A regime where a regulatory authority sets allowable returns on invested capital in exchange for an obligation to provide reliable service to all customers within a defined territory.
- Binding Constraint
- The regulatory compact itself. Returns on capital are capped by a regulator, and in exchange the operator receives a protected service territory with mandatory demand. The operator cannot price freely, cannot refuse to serve, and cannot earn above the allowed return for extended periods. Every major capital decision — and its recovery — passes through a regulatory approval process.
- Capital Dynamics
- Capital is deployed into long-lived physical infrastructure (generation, transmission, distribution, treatment, pipelines) with recovery spread over decades through regulated rate mechanisms. The rate base — the total approved invested capital — is the primary driver of earnings, since allowed returns are calculated as a percentage of it. This creates an incentive to grow the asset base, subject to regulatory approval. Capital efficiency matters less than capital approval: a dollar invested and added to rate base earns the allowed return regardless of whether a more efficient alternative existed.
- Revenue Mechanism
- Revenue is set through periodic rate cases in which the regulator approves tariffs designed to recover operating costs plus a return on the approved rate base. Demand risk is low because the service territory is captive and the product (electricity, water, gas delivery) has few substitutes. Revenue is structurally stable but growth is constrained to rate base expansion, customer growth within the territory, or periodic rate adjustments.
- Cost Structure Rigidity
- Costs are overwhelmingly fixed: infrastructure maintenance, debt service, and staffing minimums dominate. Fuel or input costs (for generation utilities) may be variable but are typically passed through to customers via adjustment mechanisms, so they do not create operating leverage risk for the utility. The rigid cost base is the expected condition, not a vulnerability — the regulatory framework is designed around it.
- Typical Failure Mode
- Regulatory disallowance of capital investments already made, stranding assets outside the rate base; political intervention that compresses allowed returns below the cost of capital; failure to maintain infrastructure reliability, triggering penalties or loss of the franchise; over-leveraging against stable but modest cash flows, leaving no margin for unexpected capital needs or rate case outcomes.
- Cycle Sensitivity
- Low sensitivity to economic cycles due to captive demand and cost passthrough mechanisms. Primary volatility drivers are regulatory and political cycles: changes in allowed returns, shifts in energy policy, environmental mandates requiring large capital programs, and interest rate movements that affect the cost of capital relative to allowed returns.

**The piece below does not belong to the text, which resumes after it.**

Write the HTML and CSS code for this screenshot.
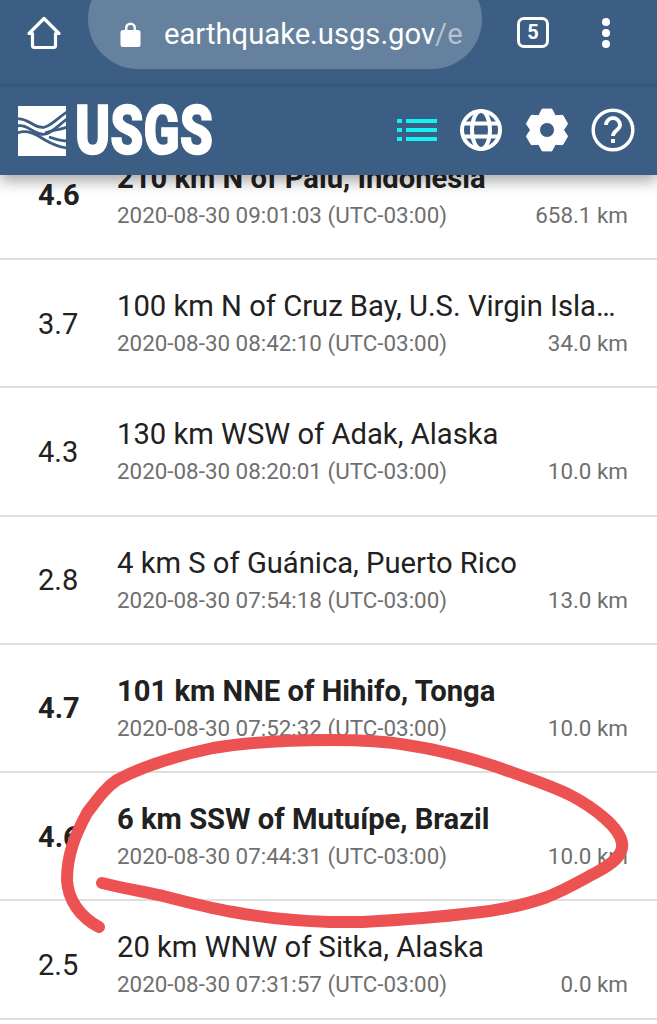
FILE: index.html
```html
<!DOCTYPE html>
<html>
<head>
  <meta name="viewport" content="width=device-width, initial-scale=1">
  <link rel="stylesheet" href="styles.css">
  <title>Latest Earthquakes</title>
</head>
<body>

<div class="page">
  <header class="header">
    <div class="browserBar">
      <svg class="homeIcon" viewBox="0 0 34 34" fill="none" stroke="#fff" stroke-width="3.2" stroke-linejoin="round" stroke-linecap="round">
        <path d="M2 17.5 17 2.5l15 15h-3.500v12a2 2 0 0 1-2 2h-19a2 2 0 0 1-2-2v-12z"/>
      </svg>
      <div class="urlPill">
        <svg class="lockIcon" viewBox="0 0 21 26" fill="#fff">
          <path d="M5 10V7a5.500 5.500 0 0 1 11 0v3h-2.400V7a3.100 3.100 0 0 0-6.200 0v3z"/>
          <rect x="0.500" y="9" width="20" height="17" rx="2.500"/>
        </svg>
        <span class="urlText">earthquake.usgs.gov<span class="urlFaded">/e</span></span>
      </div>
      <div class="tabCount">5</div>
      <div class="menuDots"><i></i><i></i><i></i></div>
    </div>

    <div class="appBar">
      <div class="logo">
        <svg class="logoMark" viewBox="0 0 48 50">
          <rect width="48" height="50" fill="#fff"/>
          <g fill="none" stroke="#3c5e84" stroke-width="2.800">
            <path d="M-1 13C10 11 17 24 27 21 34 19 41 11 49 6"/>
            <path d="M-1 20C10 17 17 31 28 28 35 26 42 18 49 13"/>
            <path d="M-1 27C10 23 19 29 27 34 34 38 41 41 49 42"/>
            <path d="M27 27C34 24 42 24 49 21"/>
            <path d="M31 31C37 33 43 35 49 35"/>
          </g>
        </svg>
        <span class="logoText">USGS</span>
      </div>
      <div class="appIcons">
        <svg class="appIcon listIcon" viewBox="0 0 40 24" fill="#13f2f2">
          <rect x="0" y="1" width="5" height="4"/>
          <rect x="9" y="1" width="31" height="4"/>
          <rect x="0" y="10" width="5" height="4"/>
          <rect x="9" y="10" width="31" height="4"/>
          <rect x="0" y="19" width="5" height="4"/>
          <rect x="9" y="19" width="31" height="4"/>
        </svg>
        <svg class="appIcon" viewBox="0 0 44 44" fill="none" stroke="#fff" stroke-width="4">
          <circle cx="22" cy="22" r="19"/>
          <ellipse cx="22" cy="22" rx="9" ry="19"/>
          <path d="M5 15.500h34M5 28.500h34"/>
        </svg>
        <svg class="appIcon" viewBox="-22 -22 44 44" fill="#fff">
          <path fill-rule="evenodd" stroke="#fff" stroke-width="1" stroke-linejoin="round" d="M-4.800-20.900 4.800-20.900 8.250-14.300 15.700-14.700 20.600-6.300 16.500 0 20.600 6.300 15.700 14.700 8.250 14.300 4.800 20.900-4.800 20.900-8.250 14.300-15.700 14.700-20.600 6.300-16.500 0-20.600-6.300-15.700-14.700-8.250-14.300zM7.500 0a7.500 7.500 0 1 0-15 0 7.500 7.500 0 1 0 15 0z"/>
        </svg>
        <svg class="appIcon" viewBox="0 0 44 44" fill="none" stroke="#fff" stroke-width="3.400">
          <circle cx="22" cy="22" r="19.800"/>
          <path d="M15 17a7 7 0 0 1 14 0c0 5-7 5.500-7 11" stroke-width="3.800"/>
          <rect x="20" y="31" width="4" height="4" fill="#fff" stroke="none"/>
        </svg>
      </div>
    </div>
  </header>

  <main class="quakeList">
    <div class="quake major">
      <div class="mag">4.6</div>
      <div class="details">
        <div class="place">210 km N of Palu, Indonesia</div>
        <div class="meta"><span>2020-08-30 09:01:03 (UTC-03:00)</span><span>658.1 km</span></div>
      </div>
    </div>
    <div class="quake">
      <div class="mag">3.7</div>
      <div class="details">
        <div class="place">100 km N of Cruz Bay, U.S. Virgin Islands</div>
        <div class="meta"><span>2020-08-30 08:42:10 (UTC-03:00)</span><span>34.0 km</span></div>
      </div>
    </div>
    <div class="quake">
      <div class="mag">4.3</div>
      <div class="details">
        <div class="place">130 km WSW of Adak, Alaska</div>
        <div class="meta"><span>2020-08-30 08:20:01 (UTC-03:00)</span><span>10.0 km</span></div>
      </div>
    </div>
    <div class="quake">
      <div class="mag">2.8</div>
      <div class="details">
        <div class="place">4 km S of Guánica, Puerto Rico</div>
        <div class="meta"><span>2020-08-30 07:54:18 (UTC-03:00)</span><span>13.0 km</span></div>
      </div>
    </div>
    <div class="quake major">
      <div class="mag">4.7</div>
      <div class="details">
        <div class="place">101 km NNE of Hihifo, Tonga</div>
        <div class="meta"><span>2020-08-30 07:52:32 (UTC-03:00)</span><span>10.0 km</span></div>
      </div>
    </div>
    <div class="quake major">
      <div class="mag">4.6</div>
      <div class="details">
        <div class="place">6 km SSW of Mutuípe, Brazil</div>
        <div class="meta"><span>2020-08-30 07:44:31 (UTC-03:00)</span><span>10.0 km</span></div>
      </div>
    </div>
    <div class="quake lastQuake">
      <div class="mag">2.5</div>
      <div class="details">
        <div class="place">20 km WNW of Sitka, Alaska</div>
        <div class="meta"><span>2020-08-30 07:31:57 (UTC-03:00)</span><span>0.0 km</span></div>
      </div>
    </div>
  </main>

  <!-- hand drawn circle on top of the list -->
  <svg class="scribble" viewBox="0 0 657 1024" fill="none" stroke="#ed5253" stroke-width="12" stroke-linecap="round" stroke-linejoin="round">
    <path d="M99 927C80 917 68 900 67 880 67 855 75 835 87 813 97 800 105 788 117 780 145 765 180 755 213 748 250 742 290 740 330 740 360 740 385 741 407 745 440 750 470 758 497 767 525 777 550 785 570 795 595 808 620 828 622 843 624 855 612 864 597 872 580 881 565 890 547 897 525 905 500 910 473 913 440 917 400 920 363 922 350 922 340 922 330 922 295 921 260 917 233 912 210 908 190 903 167 897 145 892 122 888 102 883"/>
  </svg>
</div>

</body>
</html>
```

FILE: styles.css
```css
html, body {
  margin: 0;
  height: 100%;
}

body {
  background-color: #fff;
  font-family: Roboto, "Liberation Sans", sans-serif;
  color: #212121;
  overflow: hidden;
}

.page {
  position: relative;
  height: 1024px;
  overflow: hidden;
}

.header {
  position: relative;
  z-index: 2;
  background-color: #3c5e84;
  box-shadow: 0 6px 14px rgba(0, 0, 0, 0.35);
}

.browserBar {
  height: 84px;
  box-sizing: border-box;
  display: flex;
  align-items: flex-start;
  overflow: hidden;
  border-bottom: 1px solid #38597d;
  box-shadow: 0 2px 3px rgba(0, 0, 0, 0.12);
}

.homeIcon {
  width: 34px;
  height: 34px;
  margin: 16px 0 0 27px;
  flex-shrink: 0;
}

.urlPill {
  width: 394px;
  height: 100px;
  margin: -31px 0 0 27px;
  padding: 31px 0 0 32px;
  box-sizing: border-box;
  flex-shrink: 0;
  display: flex;
  align-items: center;
  border-radius: 50px;
  background-color: #66819e;
  overflow: hidden;
}

.lockIcon {
  width: 21px;
  height: 26px;
  margin-right: 23px;
  flex-shrink: 0;
  position: relative;
  top: -1px;
}

.urlText {
  font-size: 29.2px;
  line-height: 69px;
  color: #fff;
  white-space: nowrap;
}

.urlFaded {
  color: #b4c2d1;
}

.tabCount {
  width: 26px;
  height: 25px;
  margin: 17px 0 0 35px;
  border: 3.500px solid #fff;
  border-radius: 7px;
  flex-shrink: 0;
  color: #fff;
  font-size: 20px;
  font-weight: 700;
  line-height: 25px;
  text-align: center;
}

.menuDots {
  display: flex;
  flex-direction: column;
  gap: 3px;
  margin: 18px 0 0 53px;
}

.menuDots i {
  width: 8px;
  height: 8px;
  border-radius: 50%;
  background-color: #fff;
}

.appBar {
  height: 91px;
  display: flex;
  align-items: center;
  justify-content: space-between;
  padding: 0 22px 0 18px;
}

.logo {
  display: flex;
  align-items: center;
  margin-top: 2px;
}

.logoMark {
  width: 48px;
  height: 50px;
}

.logoText {
  display: inline-block;
  width: 137px;
  margin-left: 9px;
  color: #fff;
  font-size: 69px;
  font-weight: 900;
  line-height: 51px;
  -webkit-text-stroke: 1.5px #fff;
  transform: scaleX(0.77);
  transform-origin: left center;
}

.appIcons {
  display: flex;
  align-items: center;
  gap: 22px;
  margin-top: 1px;
}

.appIcon {
  width: 44px;
  height: 44px;
}

.listIcon {
  width: 40px;
  height: 24px;
}

.quakeList {
  margin-top: -43.3px;
}

.quake {
  display: flex;
  padding: 29px 29px 20px 38px;
  height: 77.3px;
  border-bottom: 2px solid #dedede;
}

.lastQuake {
  height: 67.5px;
}

.mag {
  width: 79px;
  flex-shrink: 0;
  font-size: 29px;
  line-height: 34px;
  margin-top: 17.5px;
}

.details {
  flex: 1;
  min-width: 0;
}

.place {
  font-size: 29.2px;
  line-height: 34px;
  white-space: nowrap;
  overflow: hidden;
  text-overflow: ellipsis;
}

.meta {
  display: flex;
  justify-content: space-between;
  margin-top: 6px;
  font-size: 22.4px;
  line-height: 28px;
  color: #6f6f6f;
}

.major .mag, .major .place {
  font-weight: 700;
}

.scribble {
  position: absolute;
  top: 0;
  left: 0;
  width: 657px;
  height: 1024px;
  z-index: 1;
  pointer-events: none;
}
```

Regulated Return Infrastructure describes industries operating under a formal regulatory compact: the operator builds and maintains essential infrastructure, serves all customers in a defined territory, and in return receives a regulator-approved rate of return on its invested capital. This is not a market in the conventional sense — prices are administered, entry is restricted, and demand is largely captive. The economic physics are set by the regulatory framework, not by competitive dynamics.
The central unit of value is the rate base: the cumulative approved capital invested in infrastructure. Earnings are mechanically derived from the rate base multiplied by the allowed return on equity. This means growth comes primarily from building more infrastructure and getting it approved into the rate base, not from pricing power, product innovation, or market share gains. The operator's core competency is navigating the regulatory process — proposing capital programs, justifying costs, and securing approval — as much as it is building and operating physical systems.
Stability is the defining characteristic, but it is conditional. The regulatory compact can be renegotiated, allowed returns can be compressed, and capital investments can be disallowed after the fact. The regime fails not through demand collapse or competitive disruption, but through political and regulatory shifts that change the terms of the bargain. Operators that mistake the stability of demand for the stability of the regulatory relationship misunderstand the regime they operate in.